Your questions answered: Here's what could happen when Phoenix hits 120

Could excessive heat create chaos at Sky Harbor and around the Valley?

PHOENIX - Temperatures are expected to come close to 120 degrees Tuesday, which could cause problems across the Valley.

The hottest temperature ever recorded in Phoenix was 122 in 1990. That temperature famously caused Sky Harbor International Airport to shut down, because flight manuals didn't include information about how planes would operate and what settings to use in such high temperatures.

For more heat-related stories: 12ne.ws/heat

What could happen at Sky Harbor

The main concern now is for airline employees on the ground, where the temperature can be 15-20 degrees hotter.
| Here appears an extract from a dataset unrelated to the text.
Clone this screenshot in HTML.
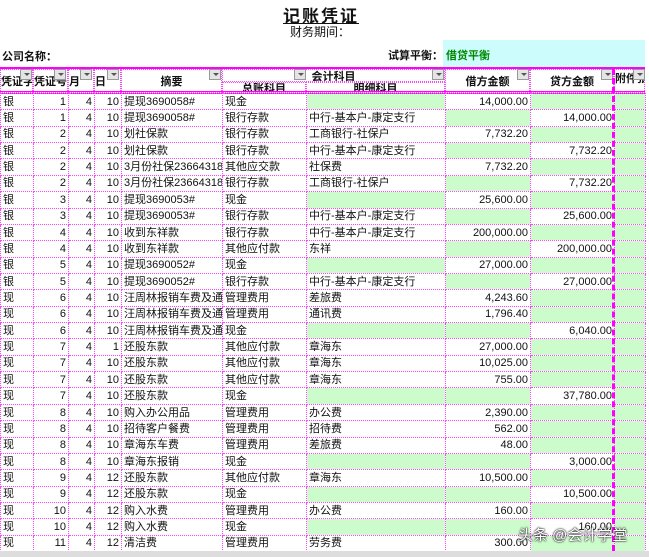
<!DOCTYPE html>
<html><head><meta charset="utf-8"><style>
*{margin:0;padding:0;box-sizing:border-box}
body{width:649px;height:557px;background:#fff;position:relative;overflow:hidden;font-family:"Liberation Sans","Noto Sans CJK SC",sans-serif;font-size:11px;color:#111}
.a{position:absolute;white-space:nowrap}
table{position:absolute;left:0;top:93px;border-collapse:collapse;table-layout:fixed;width:645px}
td{height:16.37px;border:1px dotted #f4f;padding:0 2px;overflow:hidden;white-space:nowrap;line-height:14px;font-size:11px}
td.r{text-align:right}
td.g{background:#ccfccc}
.hd{position:absolute;border:1px dotted #f4f;font-size:11px;font-weight:bold;display:flex;align-items:center;justify-content:center;white-space:nowrap;overflow:hidden}
.btn{position:absolute;width:12px;height:11px;background:#e4e4e4;border:1px solid #999;}
.btn:after{content:"";position:absolute;left:3px;top:3px;border-left:3px solid transparent;border-right:3px solid transparent;border-top:3px solid #555}
</style></head><body>
<div class="a" style="left:283px;top:2px;font-size:17px;font-weight:bold;text-decoration:underline;letter-spacing:2px">记账凭证</div>
<div class="a" style="left:290px;top:23px;font-size:12px">财务期间：</div>
<div class="a" style="left:2px;top:48px;font-weight:bold">公司名称：</div>
<div class="a" style="left:443px;top:40px;width:202px;height:28px;background:#ccfcfc"></div>
<div class="a" style="left:388px;top:47px;font-weight:bold">试算平衡：</div>
<div class="a" style="left:446px;top:47px;color:#080;font-weight:bold">借贷平衡</div>
<div class="a" style="left:0;top:67px;width:645px;height:2px;background:#f0f"></div>
<div class="hd" style="left:0;top:69px;width:33px;height:24px;justify-content:flex-start">凭证字</div>
<div class="hd" style="left:33px;top:69px;width:35px;height:24px;justify-content:flex-start">凭证号</div>
<div class="hd" style="left:68px;top:69px;width:26px;height:24px;justify-content:flex-start">月</div>
<div class="hd" style="left:94px;top:69px;width:27px;height:24px;justify-content:flex-start">日</div>
<div class="hd" style="left:121px;top:69px;width:101px;height:24px">摘要</div>
<div class="hd" style="left:222px;top:69px;width:223px;height:13px">会计科目</div>
<div class="hd" style="left:222px;top:82px;width:84px;height:11px">总账科目</div>
<div class="hd" style="left:306px;top:82px;width:139px;height:11px">明细科目</div>
<div class="hd" style="left:445px;top:69px;width:85px;height:24px">借方金额</div>
<div class="hd" style="left:530px;top:69px;width:84px;height:24px">贷方金额</div>
<div class="hd" style="left:614px;top:69px;width:31px;height:24px;justify-content:flex-start;align-items:flex-start">附件张数</div>
<div class="btn" style="left:20px;top:69px"></div>
<div class="btn" style="left:54px;top:69px"></div>
<div class="btn" style="left:80px;top:69px"></div>
<div class="btn" style="left:107px;top:69px"></div>
<div class="btn" style="left:209px;top:69px"></div>
<div class="btn" style="left:294px;top:69px"></div>
<div class="btn" style="left:432px;top:69px"></div>
<div class="btn" style="left:517px;top:69px"></div>
<div class="btn" style="left:601px;top:69px"></div>
<div class="btn" style="left:633px;top:69px"></div>
<div class="a" style="left:0;top:91px;width:645px;height:3px;border-top:1px solid #f0f;border-bottom:1px solid #f0f"></div>
<table>
<colgroup><col style="width:33px"><col style="width:35px"><col style="width:26px"><col style="width:27px"><col style="width:101px"><col style="width:84px"><col style="width:139px"><col style="width:85px"><col style="width:84px"><col style="width:31px"></colgroup>
<tr><td>银</td><td class="r">1</td><td class="r">4</td><td class="r">10</td><td>提现3690058#</td><td>现金</td><td class="g"></td><td class="r">14,000.00</td><td class="g"></td><td class="g"></td></tr>
<tr><td>银</td><td class="r">1</td><td class="r">4</td><td class="r">10</td><td>提现3690058#</td><td>银行存款</td><td>中行-基本户-康定支行</td><td class="g"></td><td class="r">14,000.00</td><td class="g"></td></tr>
<tr><td>银</td><td class="r">2</td><td class="r">4</td><td class="r">10</td><td>划社保款</td><td>银行存款</td><td>工商银行-社保户</td><td class="r">7,732.20</td><td class="g"></td><td class="g"></td></tr>
<tr><td>银</td><td class="r">2</td><td class="r">4</td><td class="r">10</td><td>划社保款</td><td>银行存款</td><td>中行-基本户-康定支行</td><td class="g"></td><td class="r">7,732.20</td><td class="g"></td></tr>
<tr><td>银</td><td class="r">2</td><td class="r">4</td><td class="r">10</td><td>3月份社保23664318#</td><td>其他应交款</td><td>社保费</td><td class="r">7,732.20</td><td class="g"></td><td class="g"></td></tr>
<tr><td>银</td><td class="r">2</td><td class="r">4</td><td class="r">10</td><td>3月份社保23664318#</td><td>银行存款</td><td>工商银行-社保户</td><td class="g"></td><td class="r">7,732.20</td><td class="g"></td></tr>
<tr><td>银</td><td class="r">3</td><td class="r">4</td><td class="r">10</td><td>提现3690053#</td><td>现金</td><td class="g"></td><td class="r">25,600.00</td><td class="g"></td><td class="g"></td></tr>
<tr><td>银</td><td class="r">3</td><td class="r">4</td><td class="r">10</td><td>提现3690053#</td><td>银行存款</td><td>中行-基本户-康定支行</td><td class="g"></td><td class="r">25,600.00</td><td class="g"></td></tr>
<tr><td>银</td><td class="r">4</td><td class="r">4</td><td class="r">10</td><td>收到东祥款</td><td>银行存款</td><td>中行-基本户-康定支行</td><td class="r">200,000.00</td><td class="g"></td><td class="g"></td></tr>
<tr><td>银</td><td class="r">4</td><td class="r">4</td><td class="r">10</td><td>收到东祥款</td><td>其他应付款</td><td>东祥</td><td class="g"></td><td class="r">200,000.00</td><td class="g"></td></tr>
<tr><td>银</td><td class="r">5</td><td class="r">4</td><td class="r">10</td><td>提现3690052#</td><td>现金</td><td class="g"></td><td class="r">27,000.00</td><td class="g"></td><td class="g"></td></tr>
<tr><td>银</td><td class="r">5</td><td class="r">4</td><td class="r">10</td><td>提现3690052#</td><td>银行存款</td><td>中行-基本户-康定支行</td><td class="g"></td><td class="r">27,000.00</td><td class="g"></td></tr>
<tr><td>现</td><td class="r">6</td><td class="r">4</td><td class="r">10</td><td>汪周林报销车费及通讯费</td><td>管理费用</td><td>差旅费</td><td class="r">4,243.60</td><td class="g"></td><td class="g"></td></tr>
<tr><td>现</td><td class="r">6</td><td class="r">4</td><td class="r">10</td><td>汪周林报销车费及通讯费</td><td>管理费用</td><td>通讯费</td><td class="r">1,796.40</td><td class="g"></td><td class="g"></td></tr>
<tr><td>现</td><td class="r">6</td><td class="r">4</td><td class="r">10</td><td>汪周林报销车费及通讯费</td><td>现金</td><td class="g"></td><td class="g"></td><td class="r">6,040.00</td><td class="g"></td></tr>
<tr><td>现</td><td class="r">7</td><td class="r">4</td><td class="r">1</td><td>还股东款</td><td>其他应付款</td><td>章海东</td><td class="r">27,000.00</td><td class="g"></td><td class="g"></td></tr>
<tr><td>现</td><td class="r">7</td><td class="r">4</td><td class="r">10</td><td>还股东款</td><td>其他应付款</td><td>章海东</td><td class="r">10,025.00</td><td class="g"></td><td class="g"></td></tr>
<tr><td>现</td><td class="r">7</td><td class="r">4</td><td class="r">10</td><td>还股东款</td><td>其他应付款</td><td>章海东</td><td class="r">755.00</td><td class="g"></td><td class="g"></td></tr>
<tr><td>现</td><td class="r">7</td><td class="r">4</td><td class="r">10</td><td>还股东款</td><td>现金</td><td class="g"></td><td class="g"></td><td class="r">37,780.00</td><td class="g"></td></tr>
<tr><td>现</td><td class="r">8</td><td class="r">4</td><td class="r">10</td><td>购入办公用品</td><td>管理费用</td><td>办公费</td><td class="r">2,390.00</td><td class="g"></td><td class="g"></td></tr>
<tr><td>现</td><td class="r">8</td><td class="r">4</td><td class="r">10</td><td>招待客户餐费</td><td>管理费用</td><td>招待费</td><td class="r">562.00</td><td class="g"></td><td class="g"></td></tr>
<tr><td>现</td><td class="r">8</td><td class="r">4</td><td class="r">10</td><td>章海东车费</td><td>管理费用</td><td>差旅费</td><td class="r">48.00</td><td class="g"></td><td class="g"></td></tr>
<tr><td>现</td><td class="r">8</td><td class="r">4</td><td class="r">10</td><td>章海东报销</td><td>现金</td><td class="g"></td><td class="g"></td><td class="r">3,000.00</td><td class="g"></td></tr>
<tr><td>现</td><td class="r">9</td><td class="r">4</td><td class="r">12</td><td>还股东款</td><td>其他应付款</td><td>章海东</td><td class="r">10,500.00</td><td class="g"></td><td class="g"></td></tr>
<tr><td>现</td><td class="r">9</td><td class="r">4</td><td class="r">12</td><td>还股东款</td><td>现金</td><td class="g"></td><td class="g"></td><td class="r">10,500.00</td><td class="g"></td></tr>
<tr><td>现</td><td class="r">10</td><td class="r">4</td><td class="r">12</td><td>购入水费</td><td>管理费用</td><td>办公费</td><td class="r">160.00</td><td class="g"></td><td class="g"></td></tr>
<tr><td>现</td><td class="r">10</td><td class="r">4</td><td class="r">12</td><td>购入水费</td><td>现金</td><td class="g"></td><td class="g"></td><td class="r">160.00</td><td class="g"></td></tr>
<tr><td>现</td><td class="r">11</td><td class="r">4</td><td class="r">12</td><td>清洁费</td><td>管理费用</td><td>劳务费</td><td class="r">300.00</td><td class="g"></td><td class="g"></td></tr>
</table>
<div class="a" style="left:612px;top:69px;width:0;height:482px;border-left:3px dashed #f0f"></div>
<div class="a" style="left:0;top:551px;width:649px;height:6px;background:#ddd"></div>
<div class="a" style="left:518px;top:524px;font-size:15px;color:#fff;text-shadow:0 0 2px #000,0 0 1px #000">头条 @会计学堂</div>
</body></html>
"It's coming off the concrete," American Airlines' Kevin McCarthy said. "It's coming off the equipment -- obviously, the aircraft (are) coming in from a long flight, (so) the engines are hot.

"American is setting up cooling stations and employees get a break between flights anyway," McCarthy said. 

In addition, while most of the larger planes that fly in and out of Phoenix can handle higher temperatures, some of the smaller commuter planes cannot.

American Airlines recently announced that some of their regional planes have a limit of around 118 degrees, so some flights may be cancelled between 3 and 6 p.m. Monday through Wednesday.

What could happen to city streets

The City of Phoenix says streets won't melt or soften, but at 122 degrees, the streets might start leaking oil.

"Some newly paved roads might be a little more sticky," Peter Rupal with the City of Phoenix materials lab said. "Other roads you might see a little bleeding of that tar."

The city tests the asphalt it lays down by cooking it in ovens to make sure it holds up. Rupal said different types of asphalt are rated to higher temperatures. Phoenix uses asphalt rated to around 200 degrees.

What could happen to the power grid

Power companies are also bracing for a huge demand in power consumption on Monday and Tuesday as most air conditioners may not shut off at all.

SRP officials said the most common impact of that high demand is on power transformers, which could fail under the load. 

Crews will be out in the heat and SRP officials said they're reminding their employees to stay hydrated.